La contaminación ha causado más muertes que el coronavirus o las guerras y el contexto actual, en el que predomina el consumismo, solo acelera el posible fin de la humanidad.
Imaginar nuestra cotidianidad en espacios donde el cemento sea escaso y que, en su lugar, encontremos una comunidad con la que trabajamos diariamente para recolectar agua, sembrar plantas y ahorrar energía; cultivos y animales, de los cuales extraemos nuestros propios alimentos, y árboles, que plantamos y cuidamos nosotros mismos, es casi que imposible, pues esa forma de vivir solo la asociamos a los campesinos o a los siglos pasados en los que no existía la tecnología. Pero, ¿qué tal si detrás de esto hay una tendencia, cada vez más popular, que promueve la conciencia ambiental?
La contaminación ha causado más muertes que el coronavirus o, incluso, las guerras. A causa de esta, en 2019 fallecieron nueve millones de personas, según un informe reciente de la revista científica The Lancet. Y el contexto actual, en el que predomina el consumismo y donde todo el tiempo nos venden la idea de que tener más cosas es sinónimo de status y bienestar, solo acelera el posible fin de la humanidad, porque para satisfacer las necesidades creadas por el mercado se requiere, entre otras cosas, del uso de combustibles fósiles y la explotación de los recursos naturales, en términos generales.
A lo anterior se le suma el aumento de la migración del campo a las ciudades y el desbordado crecimiento de la población para la que, si en 2050 llega a la cifra de nueve mil millones de habitantes, se requerirían tres planetas para mantener el modo de vida contemporáneo.
Es tan grave la presente situación, que recientemente las Naciones Unidas encendieron las alarmas al revelar que los países tienen tres años para frenar las emisiones de Gases de Efecto Invernadero y preparase para eliminar la utilización del carbón, el gas y el petróleo.
No obstante, este no es un tema nuevo. Desde 1972 se realizó la primera cumbre sobre medio ambiente de la ONU, justo en el decenio en el que se vivieron grandes cambios políticos y sociales, como la recesión económica de Occidente, el final de la Guerra de Vietnam y accidentes químicos y nucleares que dieron pie a que diversos sectores de la sociedad civil hicieran un llamado para proteger el mundo.
En ese contexto, los naturalistas Bill Mollison y David Holmgren crearon la permacultura, “una cultura permanente”, que tiene como eje transversal una producción sostenible de alimentos que satisfaga las necesidades humanas, imitando las estrategias de la naturaleza, de modo que en el sitio habitado se tenga una producción agrícola sostenible, con un consumo de energía eficiente, sin alterar los ecosistemas, para así prolongar la existencia de la humanidad.

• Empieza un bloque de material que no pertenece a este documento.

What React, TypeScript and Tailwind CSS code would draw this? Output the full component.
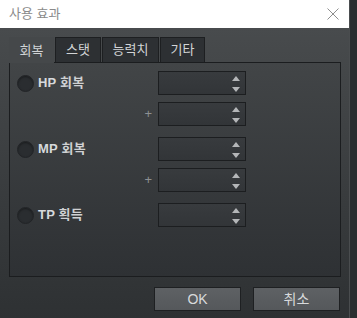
import React from 'react';

const font = { fontFamily: '"Liberation Sans", "Noto Sans CJK KR", sans-serif' };

const SpinBox: React.FC = () => (
  <div className="w-[88px] h-[24px] border border-[#1c1e20] bg-gradient-to-b from-[#383b3e] to-[#323538] relative">
    <div className="absolute right-[5px] top-[4px] flex flex-col items-center gap-[6px]">
      <svg width="8" height="5" viewBox="0 0 8 5"><path d="M4 0 L8 5 L0 5 Z" fill="#b4b6b8" /></svg>
      <svg width="8" height="5" viewBox="0 0 8 5"><path d="M0 0 L8 0 L4 5 Z" fill="#b4b6b8" /></svg>
    </div>
  </div>
);

const Radio: React.FC<{ label: string; sub: string }> = ({ label, sub }) => (
  <div className="flex items-center gap-[4px]">
    <div className="w-[17px] h-[17px] rounded-full bg-[#2a2d30] border border-[#222427] shadow-[inset_0_1px_2px_rgba(0,0,0,0.4)]" />
    <span className="text-[13px] font-bold text-[#d6d9dc] tracking-[0.2px]">
      {label} <span className="text-[#cfd1d3]">{sub}</span>
    </span>
  </div>
);

const Plus: React.FC = () => (
  <span className="w-[148px] flex justify-end pr-[6px] text-[13px] text-[#8d9093]">+</span>
);

export default function App() {
  const tabs = ['회복', '스탯', '능력치', '기타'];
  const tabWidths = ['w-[45px]', 'w-[46px]', 'w-[57px]', 'w-[45px]'];

  return (
    <div className="w-[357px] h-[318px] flex bg-[#2c2f31]" style={font}>
      <div className="w-[349px] h-full flex flex-col">
        {/* title bar */}
        <div className="h-[28px] bg-white flex items-center justify-between pl-[9px] pr-[10px]">
          <span className="text-[13px] text-[#8a8a8a]">사용 효과</span>
          <svg width="12" height="12" viewBox="0 0 12 12">
            <path d="M0.5 0.5 L11.5 11.5 M11.5 0.5 L0.5 11.5" stroke="#8e8e8e" strokeWidth="1" />
          </svg>
        </div>

        {/* body */}
        <div className="flex-1 bg-gradient-to-b from-[#484b4d] to-[#2e3133] pt-[9px] pl-[9px] flex flex-col">
          <div className="flex h-[25px] items-end">
            {tabs.map((t, i) => (
              <div
                key={t}
                className={`${tabWidths[i]} h-[25px] flex items-center justify-center text-[13px] text-[#d2d4d6] border-t border-l border-r ${
                  i === 0
                    ? 'bg-[#45484a] border-[#45484a] relative z-10 h-[26px] -mb-[1px]'
                    : 'bg-[#2d3033] border-[#1d1f21] ml-[1px]'
                }`}
              >
                {t}
              </div>
            ))}
          </div>

          <div className="w-[332px] h-[215px] border border-[#1b1d1f] bg-gradient-to-b from-[#424547] to-[#2e3134] pt-[8px] flex flex-col">
            <div className="flex items-center">
              <div className="w-[148px] pl-[7px]"><Radio label="HP" sub="회복" /></div>
              <SpinBox />
            </div>
            <div className="flex items-center mt-[7px]">
              <Plus />
              <SpinBox />
            </div>
            <div className="flex items-center mt-[11px]">
              <div className="w-[148px] pl-[7px]"><Radio label="MP" sub="회복" /></div>
              <SpinBox />
            </div>
            <div className="flex items-center mt-[7px]">
              <Plus />
              <SpinBox />
            </div>
            <div className="flex items-center mt-[11px]">
              <div className="w-[148px] pl-[7px]"><Radio label="TP" sub="획득" /></div>
              <SpinBox />
            </div>
          </div>

          <div className="flex justify-end gap-[12px] pr-[9px] mt-[10px]">
            {['OK', '취소'].map(b => (
              <button
                key={b}
                className="w-[87px] h-[24px] bg-gradient-to-b from-[#5e6164] to-[#55585b] border border-[#1e2022] text-[14px] text-[#d8dadc] flex items-center justify-center"
              >
                {b}
              </button>
            ))}
          </div>
        </div>
      </div>
      <div className="w-[1px] h-full bg-[#4a4d4f]" />
      <div className="flex-1 h-full bg-[#2b2e30]" />
    </div>
  );
}
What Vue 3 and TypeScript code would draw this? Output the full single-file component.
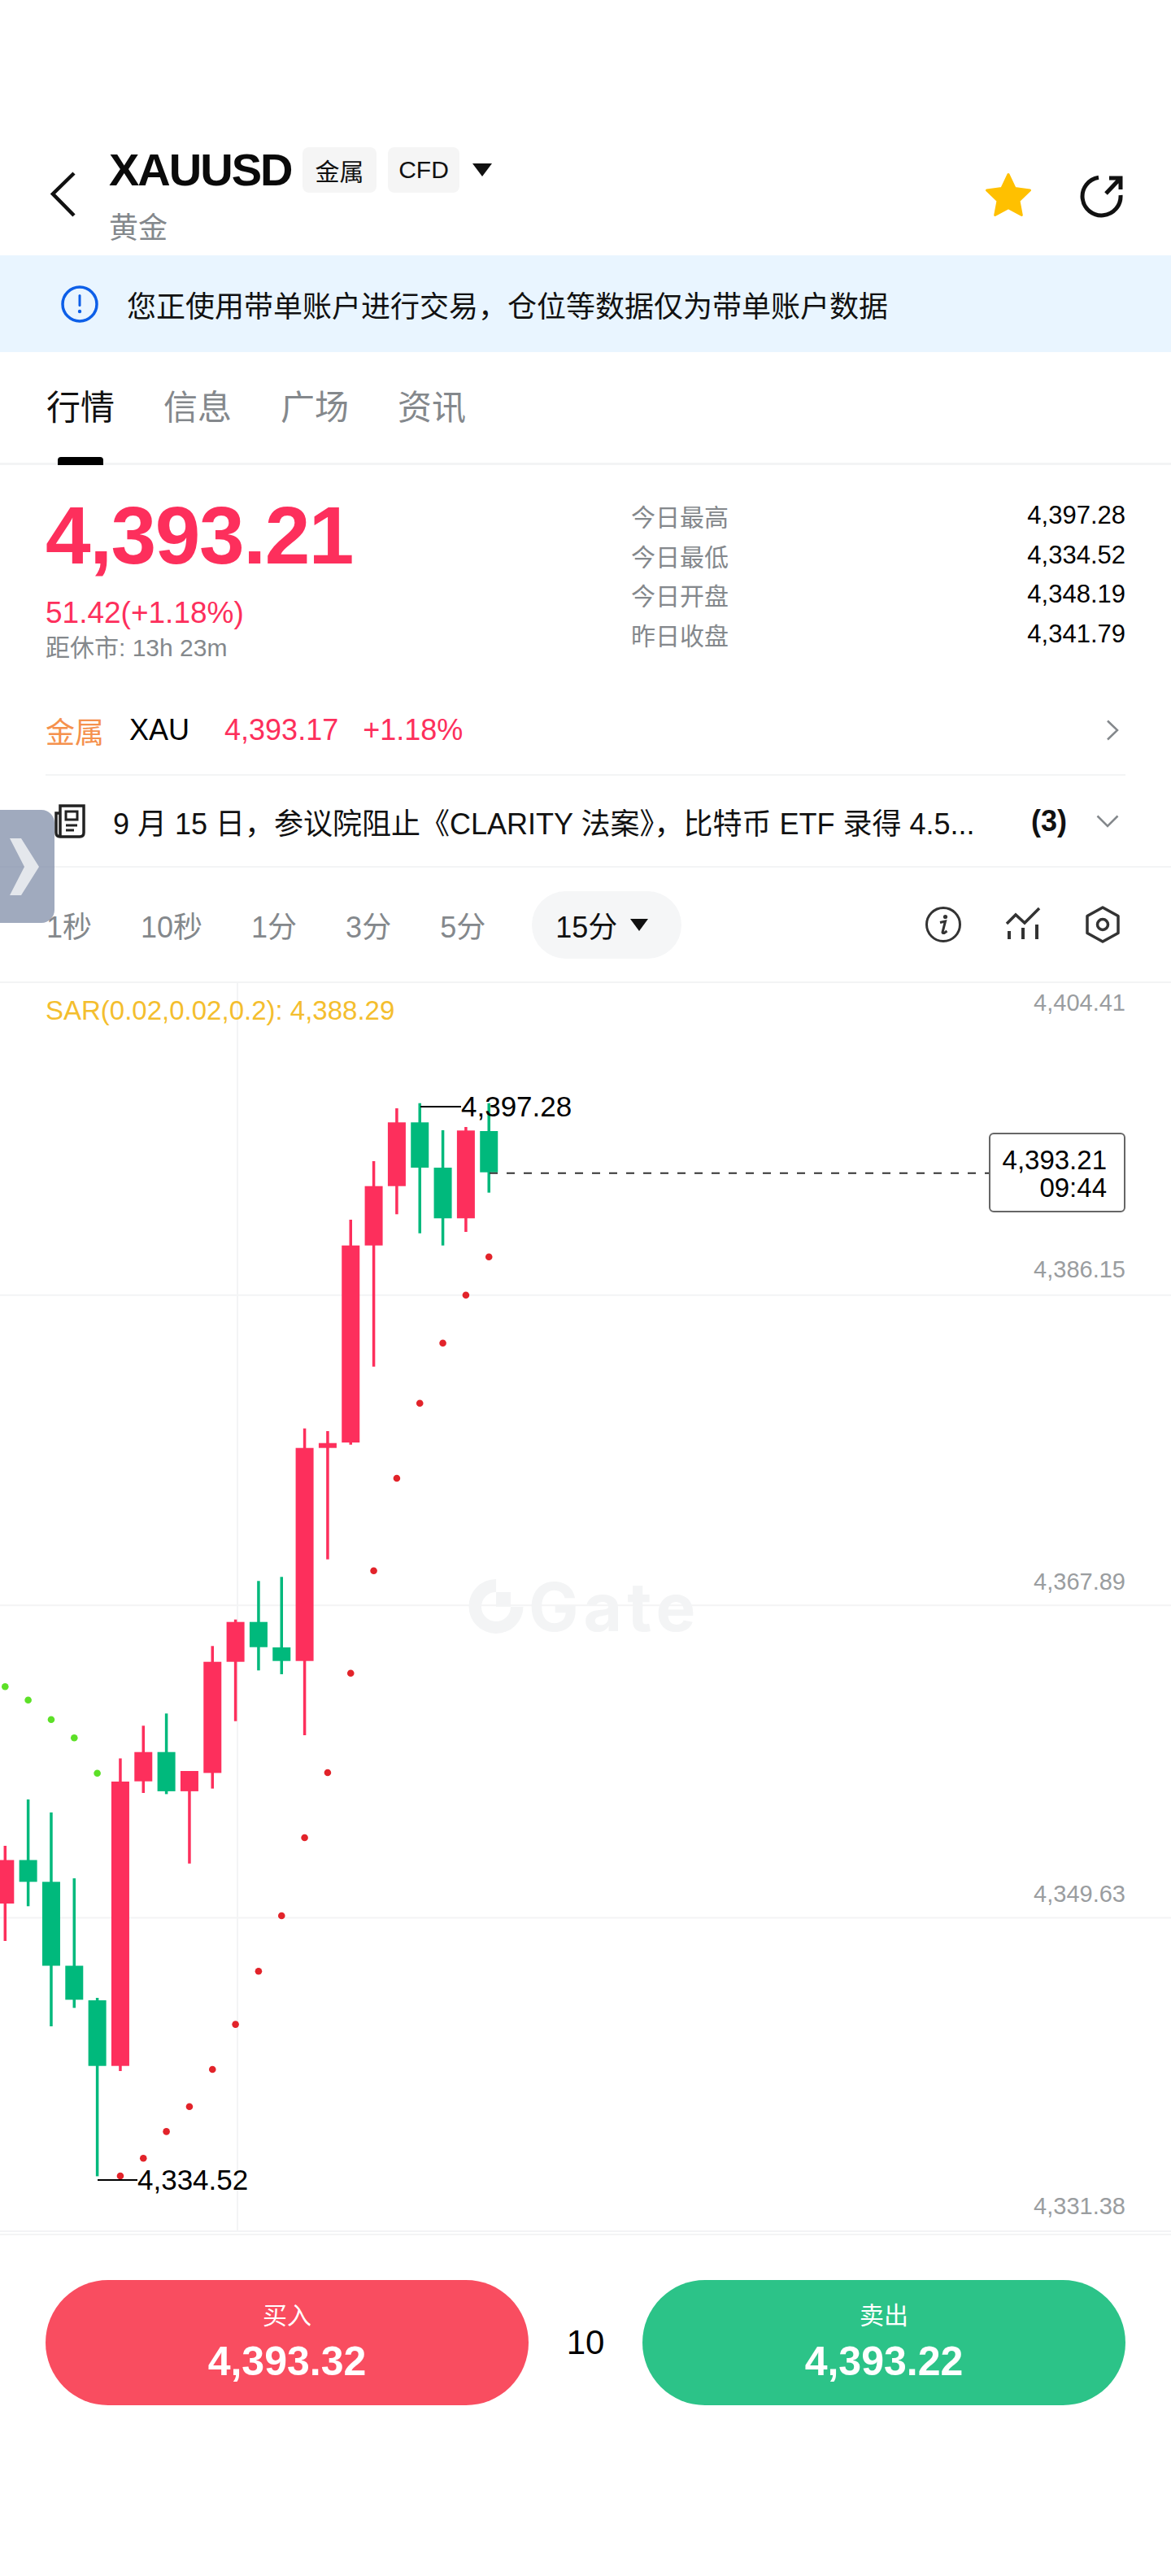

En términos prácticos, la permacultura es un cambio total en el estilo de vida para buscar el bienestar del ser humano y de la Tierra. En relación con la alimentación, por ejemplo, los permacultores consumen lo que autoproducen en policultivos, que a su vez copian la diversidad de los ecosistemas naturales. Y para no utilizar tractores y fertilizantes, emplean las gallinas o cerdos para preparar la tierra para plantar.
En cuanto a la construcción, hacen estructuras teniendo en cuenta detalles como ubicación, empleo de materiales ecológicos (bambú, paja, etc.); incorporan equipos de producción limpia, le dan tratamiento a los elementos residuales y optimizan los recursos naturales. Entretanto, en la cotidianidad, aprovechan la luz del sol para hacer sus actividades, evitan generar residuos y reciclan el agua de las lluvias para luego emplearla.
Algunas personas podrían señalar que la permacultura puede ser una transformación demasiado exigente y, probablemente, no estén dispuestas a renunciar a sus comodidades por un propósito tan noble como es el de dejar un planeta en el cual las generaciones venideras puedan estar bien. Sin embargo, no todo es blanco o negro, pues todos los esfuerzos para preservar el medio ambiente suman. Entonces, tener una ecohuerta en el balcón de la casa, además de garantizar un aporte para el cuidado de los recursos, también asegura que lo que te estás comiendo no tiene químicos que causan daño a tu cuerpo.
El agua de las lluvias puede ser destinada al riego del jardín o las tareas de la casa, mientras que el viento y el sol funcionan para secar la ropa y no desperdiciar energía con una secadora. Las bicicletas, por otra parte, son una excelente opción para desplazarse sin emitir contaminantes.
Basta con actuar conscientemente para cuidar la tierra y establecer límites de consumo para acercarte a esta forma de vida que tiene un profundo respeto por la naturaleza. ¿Por qué no empezar por esos cambios para lograr un futuro sostenible?